Written problem =>
Faithfully return all lines, omitting every embedded picture.

Data extract =>
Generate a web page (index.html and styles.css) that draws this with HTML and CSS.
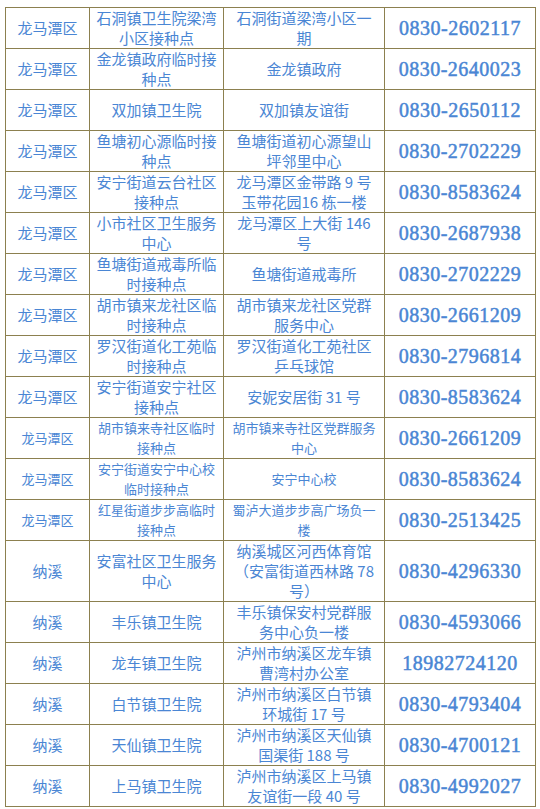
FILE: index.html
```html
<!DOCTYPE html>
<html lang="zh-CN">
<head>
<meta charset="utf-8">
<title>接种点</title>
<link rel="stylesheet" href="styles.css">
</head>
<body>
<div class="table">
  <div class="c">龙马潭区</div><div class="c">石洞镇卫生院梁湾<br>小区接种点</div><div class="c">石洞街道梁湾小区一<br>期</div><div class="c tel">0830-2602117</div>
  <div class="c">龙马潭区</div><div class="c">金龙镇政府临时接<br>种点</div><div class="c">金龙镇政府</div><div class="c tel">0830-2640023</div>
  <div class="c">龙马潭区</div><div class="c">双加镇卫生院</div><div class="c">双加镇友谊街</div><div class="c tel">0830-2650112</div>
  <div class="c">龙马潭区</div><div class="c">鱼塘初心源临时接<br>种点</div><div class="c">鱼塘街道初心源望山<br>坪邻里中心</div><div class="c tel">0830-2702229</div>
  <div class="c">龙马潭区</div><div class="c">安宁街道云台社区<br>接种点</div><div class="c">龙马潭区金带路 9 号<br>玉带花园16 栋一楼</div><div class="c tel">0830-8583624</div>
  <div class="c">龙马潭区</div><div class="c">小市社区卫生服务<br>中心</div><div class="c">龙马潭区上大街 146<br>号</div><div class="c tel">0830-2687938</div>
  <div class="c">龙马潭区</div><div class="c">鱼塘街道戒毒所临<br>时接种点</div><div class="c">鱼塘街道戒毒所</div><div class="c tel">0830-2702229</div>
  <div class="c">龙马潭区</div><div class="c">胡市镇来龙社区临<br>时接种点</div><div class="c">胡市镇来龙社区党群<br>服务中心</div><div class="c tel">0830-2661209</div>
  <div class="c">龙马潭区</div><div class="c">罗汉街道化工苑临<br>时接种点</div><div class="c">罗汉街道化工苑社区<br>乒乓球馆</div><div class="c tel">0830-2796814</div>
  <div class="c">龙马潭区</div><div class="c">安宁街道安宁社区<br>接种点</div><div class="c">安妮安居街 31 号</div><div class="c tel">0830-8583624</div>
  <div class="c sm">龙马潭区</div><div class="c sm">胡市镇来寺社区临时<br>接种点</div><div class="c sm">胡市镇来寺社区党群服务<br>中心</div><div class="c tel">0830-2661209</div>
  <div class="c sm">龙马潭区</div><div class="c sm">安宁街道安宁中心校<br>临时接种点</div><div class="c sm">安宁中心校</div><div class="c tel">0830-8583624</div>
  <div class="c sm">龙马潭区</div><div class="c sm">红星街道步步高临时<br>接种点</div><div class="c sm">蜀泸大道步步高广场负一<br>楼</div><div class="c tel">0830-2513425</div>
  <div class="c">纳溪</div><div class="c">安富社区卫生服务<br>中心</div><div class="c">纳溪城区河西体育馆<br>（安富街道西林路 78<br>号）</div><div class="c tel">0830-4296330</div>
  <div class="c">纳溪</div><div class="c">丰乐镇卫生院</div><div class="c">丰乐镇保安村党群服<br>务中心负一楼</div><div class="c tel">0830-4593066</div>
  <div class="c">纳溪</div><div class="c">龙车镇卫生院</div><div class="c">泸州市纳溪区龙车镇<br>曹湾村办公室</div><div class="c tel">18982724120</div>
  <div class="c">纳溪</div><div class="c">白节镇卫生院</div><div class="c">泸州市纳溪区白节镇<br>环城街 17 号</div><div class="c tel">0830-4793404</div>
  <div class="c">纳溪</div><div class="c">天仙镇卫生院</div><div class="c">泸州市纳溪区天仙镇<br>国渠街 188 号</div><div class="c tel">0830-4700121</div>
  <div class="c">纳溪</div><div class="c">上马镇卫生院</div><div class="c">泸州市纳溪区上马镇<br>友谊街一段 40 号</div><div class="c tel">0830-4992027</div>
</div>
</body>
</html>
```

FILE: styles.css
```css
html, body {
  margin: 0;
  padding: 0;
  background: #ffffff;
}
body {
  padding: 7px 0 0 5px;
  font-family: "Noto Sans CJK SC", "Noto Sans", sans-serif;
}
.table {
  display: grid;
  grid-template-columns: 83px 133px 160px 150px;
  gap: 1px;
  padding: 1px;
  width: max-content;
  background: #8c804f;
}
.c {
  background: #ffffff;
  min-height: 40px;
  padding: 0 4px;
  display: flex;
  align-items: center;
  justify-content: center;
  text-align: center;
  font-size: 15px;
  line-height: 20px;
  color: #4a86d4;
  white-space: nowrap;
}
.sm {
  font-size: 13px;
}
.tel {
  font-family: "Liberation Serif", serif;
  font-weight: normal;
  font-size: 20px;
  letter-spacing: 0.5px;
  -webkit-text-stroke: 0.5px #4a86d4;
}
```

Solution to the exercise =>
Generate a web page (index.html and styles.css) that draws this with HTML and CSS.
FILE: index.html
```html
<!DOCTYPE html>
<html lang="zh-CN">
<head>
<meta charset="utf-8">
<title>接种点</title>
<link rel="stylesheet" href="styles.css">
</head>
<body>
<div class="table">
  <div class="c">龙马潭区</div><div class="c">石洞镇卫生院梁湾<br>小区接种点</div><div class="c">石洞街道梁湾小区一<br>期</div><div class="c tel">0830-2602117</div>
  <div class="c">龙马潭区</div><div class="c">金龙镇政府临时接<br>种点</div><div class="c">金龙镇政府</div><div class="c tel">0830-2640023</div>
  <div class="c">龙马潭区</div><div class="c">双加镇卫生院</div><div class="c">双加镇友谊街</div><div class="c tel">0830-2650112</div>
  <div class="c">龙马潭区</div><div class="c">鱼塘初心源临时接<br>种点</div><div class="c">鱼塘街道初心源望山<br>坪邻里中心</div><div class="c tel">0830-2702229</div>
  <div class="c">龙马潭区</div><div class="c">安宁街道云台社区<br>接种点</div><div class="c">龙马潭区金带路 9 号<br>玉带花园16 栋一楼</div><div class="c tel">0830-8583624</div>
  <div class="c">龙马潭区</div><div class="c">小市社区卫生服务<br>中心</div><div class="c">龙马潭区上大街 146<br>号</div><div class="c tel">0830-2687938</div>
  <div class="c">龙马潭区</div><div class="c">鱼塘街道戒毒所临<br>时接种点</div><div class="c">鱼塘街道戒毒所</div><div class="c tel">0830-2702229</div>
  <div class="c">龙马潭区</div><div class="c">胡市镇来龙社区临<br>时接种点</div><div class="c">胡市镇来龙社区党群<br>服务中心</div><div class="c tel">0830-2661209</div>
  <div class="c">龙马潭区</div><div class="c">罗汉街道化工苑临<br>时接种点</div><div class="c">罗汉街道化工苑社区<br>乒乓球馆</div><div class="c tel">0830-2796814</div>
  <div class="c">龙马潭区</div><div class="c">安宁街道安宁社区<br>接种点</div><div class="c">安妮安居街 31 号</div><div class="c tel">0830-8583624</div>
  <div class="c sm">龙马潭区</div><div class="c sm">胡市镇来寺社区临时<br>接种点</div><div class="c sm">胡市镇来寺社区党群服务<br>中心</div><div class="c tel">0830-2661209</div>
  <div class="c sm">龙马潭区</div><div class="c sm">安宁街道安宁中心校<br>临时接种点</div><div class="c sm">安宁中心校</div><div class="c tel">0830-8583624</div>
  <div class="c sm">龙马潭区</div><div class="c sm">红星街道步步高临时<br>接种点</div><div class="c sm">蜀泸大道步步高广场负一<br>楼</div><div class="c tel">0830-2513425</div>
  <div class="c">纳溪</div><div class="c">安富社区卫生服务<br>中心</div><div class="c">纳溪城区河西体育馆<br>（安富街道西林路 78<br>号）</div><div class="c tel">0830-4296330</div>
  <div class="c">纳溪</div><div class="c">丰乐镇卫生院</div><div class="c">丰乐镇保安村党群服<br>务中心负一楼</div><div class="c tel">0830-4593066</div>
  <div class="c">纳溪</div><div class="c">龙车镇卫生院</div><div class="c">泸州市纳溪区龙车镇<br>曹湾村办公室</div><div class="c tel">18982724120</div>
  <div class="c">纳溪</div><div class="c">白节镇卫生院</div><div class="c">泸州市纳溪区白节镇<br>环城街 17 号</div><div class="c tel">0830-4793404</div>
  <div class="c">纳溪</div><div class="c">天仙镇卫生院</div><div class="c">泸州市纳溪区天仙镇<br>国渠街 188 号</div><div class="c tel">0830-4700121</div>
  <div class="c">纳溪</div><div class="c">上马镇卫生院</div><div class="c">泸州市纳溪区上马镇<br>友谊街一段 40 号</div><div class="c tel">0830-4992027</div>
</div>
</body>
</html>
```

FILE: styles.css
```css
html, body {
  margin: 0;
  padding: 0;
  background: #ffffff;
}
body {
  padding: 7px 0 0 5px;
  font-family: "Noto Sans CJK SC", "Noto Sans", sans-serif;
}
.table {
  display: grid;
  grid-template-columns: 83px 133px 160px 150px;
  gap: 1px;
  padding: 1px;
  width: max-content;
  background: #8c804f;
}
.c {
  background: #ffffff;
  min-height: 40px;
  padding: 0 4px;
  display: flex;
  align-items: center;
  justify-content: center;
  text-align: center;
  font-size: 15px;
  line-height: 20px;
  color: #4a86d4;
  white-space: nowrap;
}
.sm {
  font-size: 13px;
}
.tel {
  font-family: "Liberation Serif", serif;
  font-weight: normal;
  font-size: 20px;
  letter-spacing: 0.5px;
  -webkit-text-stroke: 0.5px #4a86d4;
}
```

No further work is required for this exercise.